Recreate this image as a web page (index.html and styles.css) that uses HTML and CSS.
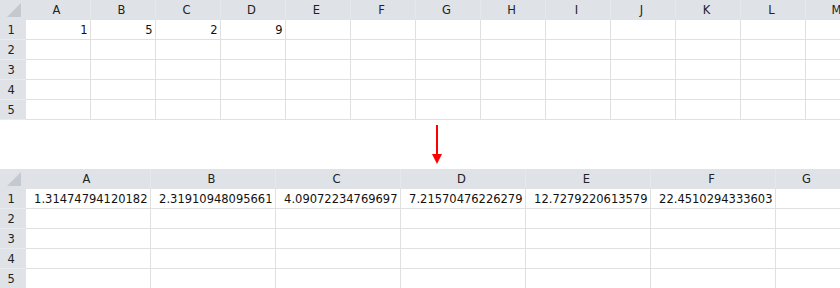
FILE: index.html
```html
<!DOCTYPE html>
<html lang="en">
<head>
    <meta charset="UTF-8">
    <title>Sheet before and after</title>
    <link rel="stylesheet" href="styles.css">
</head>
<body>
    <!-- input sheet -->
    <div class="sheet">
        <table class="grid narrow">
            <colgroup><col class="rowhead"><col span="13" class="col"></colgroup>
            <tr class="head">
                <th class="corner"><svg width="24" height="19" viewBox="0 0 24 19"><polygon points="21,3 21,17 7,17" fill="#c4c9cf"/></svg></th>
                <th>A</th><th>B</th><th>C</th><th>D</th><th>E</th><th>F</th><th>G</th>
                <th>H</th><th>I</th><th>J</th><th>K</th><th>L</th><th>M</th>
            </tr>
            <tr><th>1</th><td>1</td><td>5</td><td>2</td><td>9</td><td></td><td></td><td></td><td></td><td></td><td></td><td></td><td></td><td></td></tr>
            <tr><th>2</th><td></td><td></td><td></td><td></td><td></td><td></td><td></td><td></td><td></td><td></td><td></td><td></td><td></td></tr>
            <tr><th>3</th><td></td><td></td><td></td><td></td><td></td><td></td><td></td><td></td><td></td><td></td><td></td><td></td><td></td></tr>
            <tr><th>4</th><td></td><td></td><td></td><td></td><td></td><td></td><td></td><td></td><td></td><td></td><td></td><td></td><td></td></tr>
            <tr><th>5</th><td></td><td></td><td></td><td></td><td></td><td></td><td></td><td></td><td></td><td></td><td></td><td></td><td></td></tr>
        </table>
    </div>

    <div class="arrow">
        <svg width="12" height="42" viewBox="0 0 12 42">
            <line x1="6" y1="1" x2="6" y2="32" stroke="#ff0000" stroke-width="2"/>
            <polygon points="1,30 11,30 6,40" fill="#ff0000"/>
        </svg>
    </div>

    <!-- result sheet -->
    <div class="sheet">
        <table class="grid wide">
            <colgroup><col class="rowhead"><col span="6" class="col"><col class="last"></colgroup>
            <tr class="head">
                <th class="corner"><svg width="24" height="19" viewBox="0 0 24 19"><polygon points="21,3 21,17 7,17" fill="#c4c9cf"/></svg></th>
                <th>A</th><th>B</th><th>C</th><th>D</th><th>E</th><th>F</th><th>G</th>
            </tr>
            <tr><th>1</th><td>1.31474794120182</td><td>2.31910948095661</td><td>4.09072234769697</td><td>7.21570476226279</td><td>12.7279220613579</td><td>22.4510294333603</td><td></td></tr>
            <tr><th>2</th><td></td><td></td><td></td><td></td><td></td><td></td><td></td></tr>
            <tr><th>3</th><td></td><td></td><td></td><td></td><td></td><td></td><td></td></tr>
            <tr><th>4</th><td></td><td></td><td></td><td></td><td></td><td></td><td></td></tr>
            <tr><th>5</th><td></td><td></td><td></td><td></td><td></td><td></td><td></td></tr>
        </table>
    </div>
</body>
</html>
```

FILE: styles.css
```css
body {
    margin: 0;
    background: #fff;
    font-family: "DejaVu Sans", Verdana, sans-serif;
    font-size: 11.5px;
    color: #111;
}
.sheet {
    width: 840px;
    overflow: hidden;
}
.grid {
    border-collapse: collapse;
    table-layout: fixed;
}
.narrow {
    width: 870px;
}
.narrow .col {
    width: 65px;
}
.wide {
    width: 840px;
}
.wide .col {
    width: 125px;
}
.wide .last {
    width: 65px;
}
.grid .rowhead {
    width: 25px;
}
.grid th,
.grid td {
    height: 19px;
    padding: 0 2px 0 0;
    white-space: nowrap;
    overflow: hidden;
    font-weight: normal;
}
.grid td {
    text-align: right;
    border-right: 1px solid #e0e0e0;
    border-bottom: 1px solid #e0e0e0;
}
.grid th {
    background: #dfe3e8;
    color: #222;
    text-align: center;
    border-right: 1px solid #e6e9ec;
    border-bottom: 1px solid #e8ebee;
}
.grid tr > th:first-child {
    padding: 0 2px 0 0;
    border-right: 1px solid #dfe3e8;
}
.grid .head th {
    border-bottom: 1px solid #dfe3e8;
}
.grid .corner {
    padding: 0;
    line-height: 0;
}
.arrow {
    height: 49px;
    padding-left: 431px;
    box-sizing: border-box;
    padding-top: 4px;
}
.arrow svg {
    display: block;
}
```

---

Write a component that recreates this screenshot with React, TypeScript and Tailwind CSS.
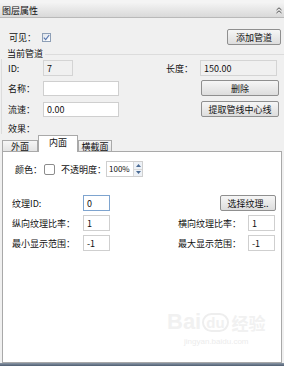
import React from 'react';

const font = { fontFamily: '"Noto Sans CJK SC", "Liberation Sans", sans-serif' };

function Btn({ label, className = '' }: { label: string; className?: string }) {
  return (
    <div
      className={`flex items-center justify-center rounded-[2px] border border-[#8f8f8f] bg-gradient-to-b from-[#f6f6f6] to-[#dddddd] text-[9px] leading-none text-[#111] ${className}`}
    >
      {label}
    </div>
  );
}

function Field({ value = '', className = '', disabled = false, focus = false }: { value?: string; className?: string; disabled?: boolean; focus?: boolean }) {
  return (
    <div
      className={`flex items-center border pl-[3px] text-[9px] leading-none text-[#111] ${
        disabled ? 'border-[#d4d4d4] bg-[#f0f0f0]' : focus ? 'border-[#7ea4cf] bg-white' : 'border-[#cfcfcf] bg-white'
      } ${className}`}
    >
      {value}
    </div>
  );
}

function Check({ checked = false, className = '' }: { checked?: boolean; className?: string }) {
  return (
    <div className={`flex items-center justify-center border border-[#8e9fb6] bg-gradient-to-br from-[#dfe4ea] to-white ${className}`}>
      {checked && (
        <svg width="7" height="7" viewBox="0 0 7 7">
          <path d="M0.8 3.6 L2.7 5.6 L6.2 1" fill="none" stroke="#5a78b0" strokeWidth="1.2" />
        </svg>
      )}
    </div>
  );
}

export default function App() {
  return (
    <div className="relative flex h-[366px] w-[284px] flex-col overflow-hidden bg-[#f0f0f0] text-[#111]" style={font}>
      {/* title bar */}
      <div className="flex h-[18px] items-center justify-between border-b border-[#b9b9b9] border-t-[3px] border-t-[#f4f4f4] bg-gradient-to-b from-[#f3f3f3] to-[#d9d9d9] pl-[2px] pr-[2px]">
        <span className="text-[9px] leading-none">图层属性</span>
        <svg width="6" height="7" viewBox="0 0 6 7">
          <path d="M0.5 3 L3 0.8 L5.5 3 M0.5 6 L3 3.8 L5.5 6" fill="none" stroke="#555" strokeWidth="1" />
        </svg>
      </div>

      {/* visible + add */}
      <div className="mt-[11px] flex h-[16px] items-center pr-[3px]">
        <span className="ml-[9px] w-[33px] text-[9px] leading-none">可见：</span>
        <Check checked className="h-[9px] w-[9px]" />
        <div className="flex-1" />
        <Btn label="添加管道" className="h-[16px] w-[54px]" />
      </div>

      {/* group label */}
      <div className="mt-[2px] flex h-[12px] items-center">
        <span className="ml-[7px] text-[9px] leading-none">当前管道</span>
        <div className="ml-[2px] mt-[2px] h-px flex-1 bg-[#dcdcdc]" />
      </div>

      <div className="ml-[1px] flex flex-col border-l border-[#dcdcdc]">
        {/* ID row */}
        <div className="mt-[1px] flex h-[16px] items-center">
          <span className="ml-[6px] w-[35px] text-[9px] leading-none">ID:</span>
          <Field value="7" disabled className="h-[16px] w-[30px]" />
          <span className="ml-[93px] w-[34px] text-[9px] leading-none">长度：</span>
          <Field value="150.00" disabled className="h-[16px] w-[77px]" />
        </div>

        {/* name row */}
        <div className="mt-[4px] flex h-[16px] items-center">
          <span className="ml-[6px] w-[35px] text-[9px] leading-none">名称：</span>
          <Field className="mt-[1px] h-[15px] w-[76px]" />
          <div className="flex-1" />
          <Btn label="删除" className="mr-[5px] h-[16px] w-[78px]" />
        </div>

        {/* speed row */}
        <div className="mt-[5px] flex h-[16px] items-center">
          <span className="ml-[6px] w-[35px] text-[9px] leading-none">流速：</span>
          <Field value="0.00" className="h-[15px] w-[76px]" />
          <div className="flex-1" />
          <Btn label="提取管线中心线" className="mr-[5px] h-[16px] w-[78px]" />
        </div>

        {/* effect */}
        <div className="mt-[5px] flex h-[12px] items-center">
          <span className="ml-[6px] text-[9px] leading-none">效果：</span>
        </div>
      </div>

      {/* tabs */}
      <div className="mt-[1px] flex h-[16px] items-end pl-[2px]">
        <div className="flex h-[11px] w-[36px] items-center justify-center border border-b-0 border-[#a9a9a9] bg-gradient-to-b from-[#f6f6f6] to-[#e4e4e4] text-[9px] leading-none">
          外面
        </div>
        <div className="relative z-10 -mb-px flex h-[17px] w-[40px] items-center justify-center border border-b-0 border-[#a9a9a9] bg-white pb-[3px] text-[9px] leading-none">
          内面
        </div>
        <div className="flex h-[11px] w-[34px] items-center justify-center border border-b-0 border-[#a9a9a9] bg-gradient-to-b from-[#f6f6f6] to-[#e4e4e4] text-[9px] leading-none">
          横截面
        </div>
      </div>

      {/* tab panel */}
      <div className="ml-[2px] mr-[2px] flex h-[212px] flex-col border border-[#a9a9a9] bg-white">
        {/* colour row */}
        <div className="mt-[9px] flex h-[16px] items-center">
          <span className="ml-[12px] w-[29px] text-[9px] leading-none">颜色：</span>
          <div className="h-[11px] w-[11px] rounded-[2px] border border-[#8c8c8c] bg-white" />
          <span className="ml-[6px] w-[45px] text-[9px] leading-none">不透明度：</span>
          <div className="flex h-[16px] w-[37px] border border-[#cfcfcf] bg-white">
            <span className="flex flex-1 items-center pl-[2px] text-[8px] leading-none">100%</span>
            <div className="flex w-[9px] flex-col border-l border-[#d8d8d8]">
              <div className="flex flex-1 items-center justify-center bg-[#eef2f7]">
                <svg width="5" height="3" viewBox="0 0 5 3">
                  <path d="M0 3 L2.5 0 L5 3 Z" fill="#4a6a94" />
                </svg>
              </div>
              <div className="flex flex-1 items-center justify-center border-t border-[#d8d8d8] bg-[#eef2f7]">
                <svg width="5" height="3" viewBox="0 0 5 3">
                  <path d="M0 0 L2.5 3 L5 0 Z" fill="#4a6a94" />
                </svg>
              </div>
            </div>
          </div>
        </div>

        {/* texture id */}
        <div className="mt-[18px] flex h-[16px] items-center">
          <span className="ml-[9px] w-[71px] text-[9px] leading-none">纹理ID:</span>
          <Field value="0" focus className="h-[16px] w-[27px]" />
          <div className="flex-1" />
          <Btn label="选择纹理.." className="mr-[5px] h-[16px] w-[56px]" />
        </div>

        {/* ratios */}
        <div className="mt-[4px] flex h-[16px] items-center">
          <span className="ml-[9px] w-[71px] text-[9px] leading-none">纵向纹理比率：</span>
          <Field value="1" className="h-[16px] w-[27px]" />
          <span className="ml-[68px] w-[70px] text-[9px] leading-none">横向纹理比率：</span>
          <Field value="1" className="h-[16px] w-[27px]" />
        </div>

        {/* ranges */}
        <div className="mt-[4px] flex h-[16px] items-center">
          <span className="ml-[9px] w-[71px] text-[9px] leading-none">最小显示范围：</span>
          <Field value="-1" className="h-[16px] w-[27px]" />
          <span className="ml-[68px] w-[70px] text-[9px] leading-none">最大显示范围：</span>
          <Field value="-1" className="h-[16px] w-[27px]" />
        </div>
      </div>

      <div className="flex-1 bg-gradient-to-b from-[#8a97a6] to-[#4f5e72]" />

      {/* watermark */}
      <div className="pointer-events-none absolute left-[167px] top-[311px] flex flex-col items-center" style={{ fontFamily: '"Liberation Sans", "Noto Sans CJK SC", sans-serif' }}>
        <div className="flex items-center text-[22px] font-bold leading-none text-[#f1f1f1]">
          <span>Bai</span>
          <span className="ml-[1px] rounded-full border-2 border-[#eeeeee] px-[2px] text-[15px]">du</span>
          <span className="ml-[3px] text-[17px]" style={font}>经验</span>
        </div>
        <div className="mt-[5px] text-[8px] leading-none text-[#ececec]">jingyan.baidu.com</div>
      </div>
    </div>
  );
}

--- Objective ---
Give the number of lines in the records that contain the string "React", and nothing besides.

--- Exercise output ---
2